Problem statement ->
Copy out all the lines exactly. Omit pictures.

======

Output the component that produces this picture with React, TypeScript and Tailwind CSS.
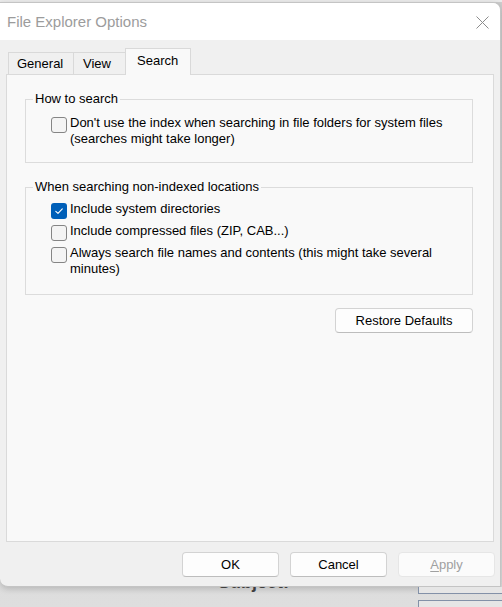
import React from "react";

function CheckBox({ checked = false }: { checked?: boolean }) {
    if (checked) {
        return (
            <span className="mt-[2px] flex h-[16px] w-[16px] shrink-0 items-center justify-center rounded-[3px] bg-[#005fb8]">
                <svg width="10" height="10" viewBox="0 0 10 10" fill="none">
                    <path d="M1.8 5.3 L4 7.4 L8.3 2.8" stroke="#ffffff" strokeWidth="1.1" strokeLinecap="round" strokeLinejoin="round" />
                </svg>
            </span>
        );
    }
    return <span className="mt-[2px] h-[16px] w-[16px] shrink-0 rounded-[3px] border border-[#858585] bg-[#f4f4f4]" />;
}

function Option({ checked, children }: { checked?: boolean; children: React.ReactNode }) {
    return (
        <label className="flex items-start gap-[3px]">
            <CheckBox checked={checked} />
            <span className="text-[13px] leading-[16px] text-black">{children}</span>
        </label>
    );
}

function Button({ children, disabled = false, className = "" }: { children: React.ReactNode; disabled?: boolean; className?: string }) {
    return (
        <button
            className={
                disabled
                    ? `flex h-[25px] items-center justify-center rounded-[4px] border border-[#e6e6e6] bg-[#fbfbfb] text-[13px] text-[#a0a0a0] ${className}`
                    : `flex h-[25px] items-center justify-center rounded-[4px] border border-[#d3d3d3] border-b-[#bdbdbd] bg-[#fdfdfd] text-[13px] text-black ${className}`
            }
        >
            {children}
        </button>
    );
}

export default function App() {
    return (
        <div className="h-[607px] w-[502px] overflow-hidden bg-gradient-to-b from-[#cdcdcd] to-[#dedede] font-['Liberation_Sans',Arial,sans-serif]">
            <div className="h-[2px] bg-[#ebebeb]" />

            {/* dialog window */}
            <div className="flex h-[585px] w-[501px] flex-col overflow-hidden rounded-tr-[8px] rounded-bl-[8px] border-t border-r border-b border-[#c4c4c4] bg-[#f0f0f0] shadow-[0_2px_6px_rgba(0,0,0,0.18)]">
                <div className="flex h-[37px] shrink-0 items-center justify-between bg-white pl-[7px] pr-[11px] pt-[1px]">
                    <span className="text-[15px] leading-[18px] text-[#9c9c9c]">File Explorer Options</span>
                    <svg width="13" height="13" viewBox="0 0 13 13" fill="none">
                        <path d="M0.5 0.5 L12.5 12.5 M12.5 0.5 L0.5 12.5" stroke="#8c8c8c" strokeWidth="1" />
                    </svg>
                </div>

                <div className="flex flex-1 flex-col pl-[6px]">
                    {/* tabs */}
                    <div className="flex h-[34px] items-end pl-[2px]">
                        <div className="h-[22px] w-[66px] border-l border-t border-r border-[#d9d9d9] pl-[8px] pt-[3px] text-[13px] leading-[16px] text-black">
                            General
                        </div>
                        <div className="h-[22px] w-[51px] border-t border-[#d9d9d9] pl-[9px] pt-[3px] text-[13px] leading-[16px] text-black">
                            View
                        </div>
                        <div className="relative z-10 -mb-px h-[27px] w-[66px] border-l border-t border-r border-[#d9d9d9] bg-[#f9f9f9] pl-[11px] pt-[4px] text-[13px] leading-[16px] text-black">
                            Search
                        </div>
                    </div>

                    {/* tab panel */}
                    <div className="flex h-[468px] w-[488px] flex-col border border-[#dadada] bg-[#f9f9f9] pl-[18px] pt-[16px]">
                        <fieldset className="w-[448px] border border-[#dcdcdc] pl-[7px]">
                            <legend className="px-[2px] text-[13px] leading-[16px] text-black">How to search</legend>
                            <div className="ml-[18px] pb-[15px] pt-[8px]">
                                <Option>
                                    Don't use the index when searching in file folders for system files
                                    <br />
                                    (searches might take longer)
                                </Option>
                            </div>
                        </fieldset>

                        <fieldset className="mt-[16px] w-[448px] border border-[#dcdcdc] pl-[7px]">
                            <legend className="px-[2px] text-[13px] leading-[16px] text-black">When searching non-indexed locations</legend>
                            <div className="ml-[18px] flex flex-col gap-[4px] pb-[17px] pt-[6px]">
                                <Option checked>Include system directories</Option>
                                <Option>Include compressed files (ZIP, CAB...)</Option>
                                <Option>
                                    Always search file names and contents (this might take several
                                    <br />
                                    minutes)
                                </Option>
                            </div>
                        </fieldset>

                        <div className="mt-[13px] flex w-[448px] justify-end">
                            <Button className="w-[138px]">Restore Defaults</Button>
                        </div>
                    </div>

                    {/* dialog buttons */}
                    <div className="mt-[10px] flex justify-end gap-[11px] pr-[5px]">
                        <Button className="w-[97px]">OK</Button>
                        <Button className="w-[97px]">Cancel</Button>
                        <Button disabled className="w-[97px]">
                            <span className="underline underline-offset-2">A</span>pply
                        </Button>
                    </div>
                </div>
            </div>

            {/* page behind the dialog */}
            <div className="flex h-[20px] overflow-hidden">
                <span className="ml-[218px] -mt-[14px] text-[18px] font-bold leading-[18px] text-[#3f3f3f]">Subject:</span>
                <div className="ml-[auto] flex w-[84px] flex-col">
                    <div className="-mt-[1px] h-[11px] overflow-hidden border-b border-l border-[#8391a8] bg-[#e6e6e6] pl-[4px]">
                        <div className="-mt-[11px] text-[14px] leading-[14px] text-[#333]">Ref: At the</div>
                    </div>
                    <div className="mt-[6px] h-[10px] border-t border-l border-[#8391a8] bg-[#e6e6e6]" />
                </div>
            </div>
        </div>
    );
}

======

Solved problem ->
Output the component that produces this picture with React, TypeScript and Tailwind CSS.
import React from "react";

function CheckBox({ checked = false }: { checked?: boolean }) {
    if (checked) {
        return (
            <span className="mt-[2px] flex h-[16px] w-[16px] shrink-0 items-center justify-center rounded-[3px] bg-[#005fb8]">
                <svg width="10" height="10" viewBox="0 0 10 10" fill="none">
                    <path d="M1.8 5.3 L4 7.4 L8.3 2.8" stroke="#ffffff" strokeWidth="1.1" strokeLinecap="round" strokeLinejoin="round" />
                </svg>
            </span>
        );
    }
    return <span className="mt-[2px] h-[16px] w-[16px] shrink-0 rounded-[3px] border border-[#858585] bg-[#f4f4f4]" />;
}

function Option({ checked, children }: { checked?: boolean; children: React.ReactNode }) {
    return (
        <label className="flex items-start gap-[3px]">
            <CheckBox checked={checked} />
            <span className="text-[13px] leading-[16px] text-black">{children}</span>
        </label>
    );
}

function Button({ children, disabled = false, className = "" }: { children: React.ReactNode; disabled?: boolean; className?: string }) {
    return (
        <button
            className={
                disabled
                    ? `flex h-[25px] items-center justify-center rounded-[4px] border border-[#e6e6e6] bg-[#fbfbfb] text-[13px] text-[#a0a0a0] ${className}`
                    : `flex h-[25px] items-center justify-center rounded-[4px] border border-[#d3d3d3] border-b-[#bdbdbd] bg-[#fdfdfd] text-[13px] text-black ${className}`
            }
        >
            {children}
        </button>
    );
}

export default function App() {
    return (
        <div className="h-[607px] w-[502px] overflow-hidden bg-gradient-to-b from-[#cdcdcd] to-[#dedede] font-['Liberation_Sans',Arial,sans-serif]">
            <div className="h-[2px] bg-[#ebebeb]" />

            {/* dialog window */}
            <div className="flex h-[585px] w-[501px] flex-col overflow-hidden rounded-tr-[8px] rounded-bl-[8px] border-t border-r border-b border-[#c4c4c4] bg-[#f0f0f0] shadow-[0_2px_6px_rgba(0,0,0,0.18)]">
                <div className="flex h-[37px] shrink-0 items-center justify-between bg-white pl-[7px] pr-[11px] pt-[1px]">
                    <span className="text-[15px] leading-[18px] text-[#9c9c9c]">File Explorer Options</span>
                    <svg width="13" height="13" viewBox="0 0 13 13" fill="none">
                        <path d="M0.5 0.5 L12.5 12.5 M12.5 0.5 L0.5 12.5" stroke="#8c8c8c" strokeWidth="1" />
                    </svg>
                </div>

                <div className="flex flex-1 flex-col pl-[6px]">
                    {/* tabs */}
                    <div className="flex h-[34px] items-end pl-[2px]">
                        <div className="h-[22px] w-[66px] border-l border-t border-r border-[#d9d9d9] pl-[8px] pt-[3px] text-[13px] leading-[16px] text-black">
                            General
                        </div>
                        <div className="h-[22px] w-[51px] border-t border-[#d9d9d9] pl-[9px] pt-[3px] text-[13px] leading-[16px] text-black">
                            View
                        </div>
                        <div className="relative z-10 -mb-px h-[27px] w-[66px] border-l border-t border-r border-[#d9d9d9] bg-[#f9f9f9] pl-[11px] pt-[4px] text-[13px] leading-[16px] text-black">
                            Search
                        </div>
                    </div>

                    {/* tab panel */}
                    <div className="flex h-[468px] w-[488px] flex-col border border-[#dadada] bg-[#f9f9f9] pl-[18px] pt-[16px]">
                        <fieldset className="w-[448px] border border-[#dcdcdc] pl-[7px]">
                            <legend className="px-[2px] text-[13px] leading-[16px] text-black">How to search</legend>
                            <div className="ml-[18px] pb-[15px] pt-[8px]">
                                <Option>
                                    Don't use the index when searching in file folders for system files
                                    <br />
                                    (searches might take longer)
                                </Option>
                            </div>
                        </fieldset>

                        <fieldset className="mt-[16px] w-[448px] border border-[#dcdcdc] pl-[7px]">
                            <legend className="px-[2px] text-[13px] leading-[16px] text-black">When searching non-indexed locations</legend>
                            <div className="ml-[18px] flex flex-col gap-[4px] pb-[17px] pt-[6px]">
                                <Option checked>Include system directories</Option>
                                <Option>Include compressed files (ZIP, CAB...)</Option>
                                <Option>
                                    Always search file names and contents (this might take several
                                    <br />
                                    minutes)
                                </Option>
                            </div>
                        </fieldset>

                        <div className="mt-[13px] flex w-[448px] justify-end">
                            <Button className="w-[138px]">Restore Defaults</Button>
                        </div>
                    </div>

                    {/* dialog buttons */}
                    <div className="mt-[10px] flex justify-end gap-[11px] pr-[5px]">
                        <Button className="w-[97px]">OK</Button>
                        <Button className="w-[97px]">Cancel</Button>
                        <Button disabled className="w-[97px]">
                            <span className="underline underline-offset-2">A</span>pply
                        </Button>
                    </div>
                </div>
            </div>

            {/* page behind the dialog */}
            <div className="flex h-[20px] overflow-hidden">
                <span className="ml-[218px] -mt-[14px] text-[18px] font-bold leading-[18px] text-[#3f3f3f]">Subject:</span>
                <div className="ml-[auto] flex w-[84px] flex-col">
                    <div className="-mt-[1px] h-[11px] overflow-hidden border-b border-l border-[#8391a8] bg-[#e6e6e6] pl-[4px]">
                        <div className="-mt-[11px] text-[14px] leading-[14px] text-[#333]">Ref: At the</div>
                    </div>
                    <div className="mt-[6px] h-[10px] border-t border-l border-[#8391a8] bg-[#e6e6e6]" />
                </div>
            </div>
        </div>
    );
}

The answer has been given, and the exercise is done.